> _Raw data_:
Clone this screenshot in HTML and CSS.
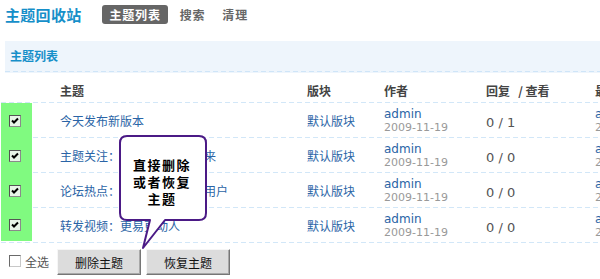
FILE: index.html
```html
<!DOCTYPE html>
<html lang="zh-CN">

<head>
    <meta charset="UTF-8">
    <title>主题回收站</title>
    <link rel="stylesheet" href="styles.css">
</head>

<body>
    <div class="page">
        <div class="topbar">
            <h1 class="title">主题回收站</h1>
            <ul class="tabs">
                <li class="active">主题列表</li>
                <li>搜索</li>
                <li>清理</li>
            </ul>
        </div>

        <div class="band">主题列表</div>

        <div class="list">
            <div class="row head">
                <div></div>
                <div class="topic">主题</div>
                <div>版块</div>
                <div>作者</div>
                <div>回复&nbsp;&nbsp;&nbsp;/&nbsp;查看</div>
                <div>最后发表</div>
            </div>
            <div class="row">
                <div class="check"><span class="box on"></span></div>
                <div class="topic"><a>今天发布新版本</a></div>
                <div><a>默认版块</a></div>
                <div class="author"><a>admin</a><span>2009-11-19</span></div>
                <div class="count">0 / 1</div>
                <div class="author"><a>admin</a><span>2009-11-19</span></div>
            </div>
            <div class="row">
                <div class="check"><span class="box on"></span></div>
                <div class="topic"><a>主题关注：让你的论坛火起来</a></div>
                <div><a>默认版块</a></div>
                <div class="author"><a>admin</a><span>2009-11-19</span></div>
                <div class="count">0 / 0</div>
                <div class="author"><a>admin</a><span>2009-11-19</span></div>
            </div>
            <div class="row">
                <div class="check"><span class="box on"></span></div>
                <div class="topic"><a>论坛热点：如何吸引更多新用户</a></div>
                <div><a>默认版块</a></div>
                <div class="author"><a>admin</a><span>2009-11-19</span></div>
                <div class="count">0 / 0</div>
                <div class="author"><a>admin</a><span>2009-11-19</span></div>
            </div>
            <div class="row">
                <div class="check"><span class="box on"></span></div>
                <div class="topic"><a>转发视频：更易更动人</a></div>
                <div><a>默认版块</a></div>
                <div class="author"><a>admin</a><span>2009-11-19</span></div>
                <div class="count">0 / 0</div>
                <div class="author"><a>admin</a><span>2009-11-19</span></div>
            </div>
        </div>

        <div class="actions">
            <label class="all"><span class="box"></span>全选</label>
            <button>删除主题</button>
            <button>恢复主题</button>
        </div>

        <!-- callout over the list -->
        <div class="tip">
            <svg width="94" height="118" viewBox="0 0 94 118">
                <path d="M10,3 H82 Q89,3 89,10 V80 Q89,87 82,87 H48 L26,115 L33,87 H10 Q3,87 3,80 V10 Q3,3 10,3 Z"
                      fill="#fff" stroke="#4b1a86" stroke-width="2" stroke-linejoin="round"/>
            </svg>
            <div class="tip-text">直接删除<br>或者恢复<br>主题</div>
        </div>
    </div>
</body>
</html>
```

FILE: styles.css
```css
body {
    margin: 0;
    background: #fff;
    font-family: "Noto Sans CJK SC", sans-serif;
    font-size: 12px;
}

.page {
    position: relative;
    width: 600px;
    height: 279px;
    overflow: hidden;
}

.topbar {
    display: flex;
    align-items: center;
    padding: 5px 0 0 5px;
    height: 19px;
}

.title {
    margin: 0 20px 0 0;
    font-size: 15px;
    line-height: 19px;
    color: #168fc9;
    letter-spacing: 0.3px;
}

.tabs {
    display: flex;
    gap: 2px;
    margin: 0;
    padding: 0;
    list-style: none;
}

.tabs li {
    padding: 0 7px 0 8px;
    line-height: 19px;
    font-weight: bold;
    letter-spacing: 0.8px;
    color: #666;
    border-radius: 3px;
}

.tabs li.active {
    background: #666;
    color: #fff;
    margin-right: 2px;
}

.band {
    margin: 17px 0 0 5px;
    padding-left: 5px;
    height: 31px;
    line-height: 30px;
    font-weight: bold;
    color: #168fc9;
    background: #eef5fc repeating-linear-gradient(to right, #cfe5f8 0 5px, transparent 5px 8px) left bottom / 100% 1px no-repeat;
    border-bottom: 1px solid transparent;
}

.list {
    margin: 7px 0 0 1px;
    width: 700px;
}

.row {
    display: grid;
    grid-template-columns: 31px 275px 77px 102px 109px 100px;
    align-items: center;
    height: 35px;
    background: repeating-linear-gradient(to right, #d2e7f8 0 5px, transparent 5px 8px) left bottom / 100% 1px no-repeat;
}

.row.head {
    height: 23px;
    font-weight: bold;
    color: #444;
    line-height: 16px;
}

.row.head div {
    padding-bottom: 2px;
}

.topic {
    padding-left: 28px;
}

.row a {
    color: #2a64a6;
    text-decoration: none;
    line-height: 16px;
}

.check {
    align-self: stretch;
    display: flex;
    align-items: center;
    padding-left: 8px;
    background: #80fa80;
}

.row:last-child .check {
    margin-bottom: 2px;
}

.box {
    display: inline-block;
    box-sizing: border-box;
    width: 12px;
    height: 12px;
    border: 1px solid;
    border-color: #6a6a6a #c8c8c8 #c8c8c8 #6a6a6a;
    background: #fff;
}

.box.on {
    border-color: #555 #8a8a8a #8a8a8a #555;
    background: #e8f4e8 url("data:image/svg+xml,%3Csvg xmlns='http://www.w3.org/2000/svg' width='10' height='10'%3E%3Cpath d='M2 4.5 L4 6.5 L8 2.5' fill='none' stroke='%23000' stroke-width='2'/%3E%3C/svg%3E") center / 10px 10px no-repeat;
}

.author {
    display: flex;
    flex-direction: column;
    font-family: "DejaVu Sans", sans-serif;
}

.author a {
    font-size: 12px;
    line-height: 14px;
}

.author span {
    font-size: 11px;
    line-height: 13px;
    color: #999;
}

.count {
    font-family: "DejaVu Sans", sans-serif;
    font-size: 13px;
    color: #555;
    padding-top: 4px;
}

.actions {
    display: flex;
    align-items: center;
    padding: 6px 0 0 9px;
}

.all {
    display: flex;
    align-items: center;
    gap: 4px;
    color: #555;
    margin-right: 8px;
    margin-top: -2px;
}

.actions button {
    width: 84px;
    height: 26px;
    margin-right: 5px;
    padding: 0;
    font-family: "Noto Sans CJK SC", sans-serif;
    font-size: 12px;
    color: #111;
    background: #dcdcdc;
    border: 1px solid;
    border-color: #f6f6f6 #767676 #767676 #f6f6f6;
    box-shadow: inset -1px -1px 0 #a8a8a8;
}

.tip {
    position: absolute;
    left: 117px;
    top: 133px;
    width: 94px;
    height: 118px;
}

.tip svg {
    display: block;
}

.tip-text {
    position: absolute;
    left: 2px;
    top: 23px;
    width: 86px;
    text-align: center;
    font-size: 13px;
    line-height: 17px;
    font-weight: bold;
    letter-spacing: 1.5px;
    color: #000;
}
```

> _Exercise objective_:
Exclude the images and reproduce the remaining data exactly.

> _Expected answer_:
Clone this screenshot in HTML and CSS.
FILE: index.html
```html
<!DOCTYPE html>
<html lang="zh-CN">

<head>
    <meta charset="UTF-8">
    <title>主题回收站</title>
    <link rel="stylesheet" href="styles.css">
</head>

<body>
    <div class="page">
        <div class="topbar">
            <h1 class="title">主题回收站</h1>
            <ul class="tabs">
                <li class="active">主题列表</li>
                <li>搜索</li>
                <li>清理</li>
            </ul>
        </div>

        <div class="band">主题列表</div>

        <div class="list">
            <div class="row head">
                <div></div>
                <div class="topic">主题</div>
                <div>版块</div>
                <div>作者</div>
                <div>回复&nbsp;&nbsp;&nbsp;/&nbsp;查看</div>
                <div>最后发表</div>
            </div>
            <div class="row">
                <div class="check"><span class="box on"></span></div>
                <div class="topic"><a>今天发布新版本</a></div>
                <div><a>默认版块</a></div>
                <div class="author"><a>admin</a><span>2009-11-19</span></div>
                <div class="count">0 / 1</div>
                <div class="author"><a>admin</a><span>2009-11-19</span></div>
            </div>
            <div class="row">
                <div class="check"><span class="box on"></span></div>
                <div class="topic"><a>主题关注：让你的论坛火起来</a></div>
                <div><a>默认版块</a></div>
                <div class="author"><a>admin</a><span>2009-11-19</span></div>
                <div class="count">0 / 0</div>
                <div class="author"><a>admin</a><span>2009-11-19</span></div>
            </div>
            <div class="row">
                <div class="check"><span class="box on"></span></div>
                <div class="topic"><a>论坛热点：如何吸引更多新用户</a></div>
                <div><a>默认版块</a></div>
                <div class="author"><a>admin</a><span>2009-11-19</span></div>
                <div class="count">0 / 0</div>
                <div class="author"><a>admin</a><span>2009-11-19</span></div>
            </div>
            <div class="row">
                <div class="check"><span class="box on"></span></div>
                <div class="topic"><a>转发视频：更易更动人</a></div>
                <div><a>默认版块</a></div>
                <div class="author"><a>admin</a><span>2009-11-19</span></div>
                <div class="count">0 / 0</div>
                <div class="author"><a>admin</a><span>2009-11-19</span></div>
            </div>
        </div>

        <div class="actions">
            <label class="all"><span class="box"></span>全选</label>
            <button>删除主题</button>
            <button>恢复主题</button>
        </div>

        <!-- callout over the list -->
        <div class="tip">
            <svg width="94" height="118" viewBox="0 0 94 118">
                <path d="M10,3 H82 Q89,3 89,10 V80 Q89,87 82,87 H48 L26,115 L33,87 H10 Q3,87 3,80 V10 Q3,3 10,3 Z"
                      fill="#fff" stroke="#4b1a86" stroke-width="2" stroke-linejoin="round"/>
            </svg>
            <div class="tip-text">直接删除<br>或者恢复<br>主题</div>
        </div>
    </div>
</body>
</html>
```

FILE: styles.css
```css
body {
    margin: 0;
    background: #fff;
    font-family: "Noto Sans CJK SC", sans-serif;
    font-size: 12px;
}

.page {
    position: relative;
    width: 600px;
    height: 279px;
    overflow: hidden;
}

.topbar {
    display: flex;
    align-items: center;
    padding: 5px 0 0 5px;
    height: 19px;
}

.title {
    margin: 0 20px 0 0;
    font-size: 15px;
    line-height: 19px;
    color: #168fc9;
    letter-spacing: 0.3px;
}

.tabs {
    display: flex;
    gap: 2px;
    margin: 0;
    padding: 0;
    list-style: none;
}

.tabs li {
    padding: 0 7px 0 8px;
    line-height: 19px;
    font-weight: bold;
    letter-spacing: 0.8px;
    color: #666;
    border-radius: 3px;
}

.tabs li.active {
    background: #666;
    color: #fff;
    margin-right: 2px;
}

.band {
    margin: 17px 0 0 5px;
    padding-left: 5px;
    height: 31px;
    line-height: 30px;
    font-weight: bold;
    color: #168fc9;
    background: #eef5fc repeating-linear-gradient(to right, #cfe5f8 0 5px, transparent 5px 8px) left bottom / 100% 1px no-repeat;
    border-bottom: 1px solid transparent;
}

.list {
    margin: 7px 0 0 1px;
    width: 700px;
}

.row {
    display: grid;
    grid-template-columns: 31px 275px 77px 102px 109px 100px;
    align-items: center;
    height: 35px;
    background: repeating-linear-gradient(to right, #d2e7f8 0 5px, transparent 5px 8px) left bottom / 100% 1px no-repeat;
}

.row.head {
    height: 23px;
    font-weight: bold;
    color: #444;
    line-height: 16px;
}

.row.head div {
    padding-bottom: 2px;
}

.topic {
    padding-left: 28px;
}

.row a {
    color: #2a64a6;
    text-decoration: none;
    line-height: 16px;
}

.check {
    align-self: stretch;
    display: flex;
    align-items: center;
    padding-left: 8px;
    background: #80fa80;
}

.row:last-child .check {
    margin-bottom: 2px;
}

.box {
    display: inline-block;
    box-sizing: border-box;
    width: 12px;
    height: 12px;
    border: 1px solid;
    border-color: #6a6a6a #c8c8c8 #c8c8c8 #6a6a6a;
    background: #fff;
}

.box.on {
    border-color: #555 #8a8a8a #8a8a8a #555;
    background: #e8f4e8 url("data:image/svg+xml,%3Csvg xmlns='http://www.w3.org/2000/svg' width='10' height='10'%3E%3Cpath d='M2 4.5 L4 6.5 L8 2.5' fill='none' stroke='%23000' stroke-width='2'/%3E%3C/svg%3E") center / 10px 10px no-repeat;
}

.author {
    display: flex;
    flex-direction: column;
    font-family: "DejaVu Sans", sans-serif;
}

.author a {
    font-size: 12px;
    line-height: 14px;
}

.author span {
    font-size: 11px;
    line-height: 13px;
    color: #999;
}

.count {
    font-family: "DejaVu Sans", sans-serif;
    font-size: 13px;
    color: #555;
    padding-top: 4px;
}

.actions {
    display: flex;
    align-items: center;
    padding: 6px 0 0 9px;
}

.all {
    display: flex;
    align-items: center;
    gap: 4px;
    color: #555;
    margin-right: 8px;
    margin-top: -2px;
}

.actions button {
    width: 84px;
    height: 26px;
    margin-right: 5px;
    padding: 0;
    font-family: "Noto Sans CJK SC", sans-serif;
    font-size: 12px;
    color: #111;
    background: #dcdcdc;
    border: 1px solid;
    border-color: #f6f6f6 #767676 #767676 #f6f6f6;
    box-shadow: inset -1px -1px 0 #a8a8a8;
}

.tip {
    position: absolute;
    left: 117px;
    top: 133px;
    width: 94px;
    height: 118px;
}

.tip svg {
    display: block;
}

.tip-text {
    position: absolute;
    left: 2px;
    top: 23px;
    width: 86px;
    text-align: center;
    font-size: 13px;
    line-height: 17px;
    font-weight: bold;
    letter-spacing: 1.5px;
    color: #000;
}
```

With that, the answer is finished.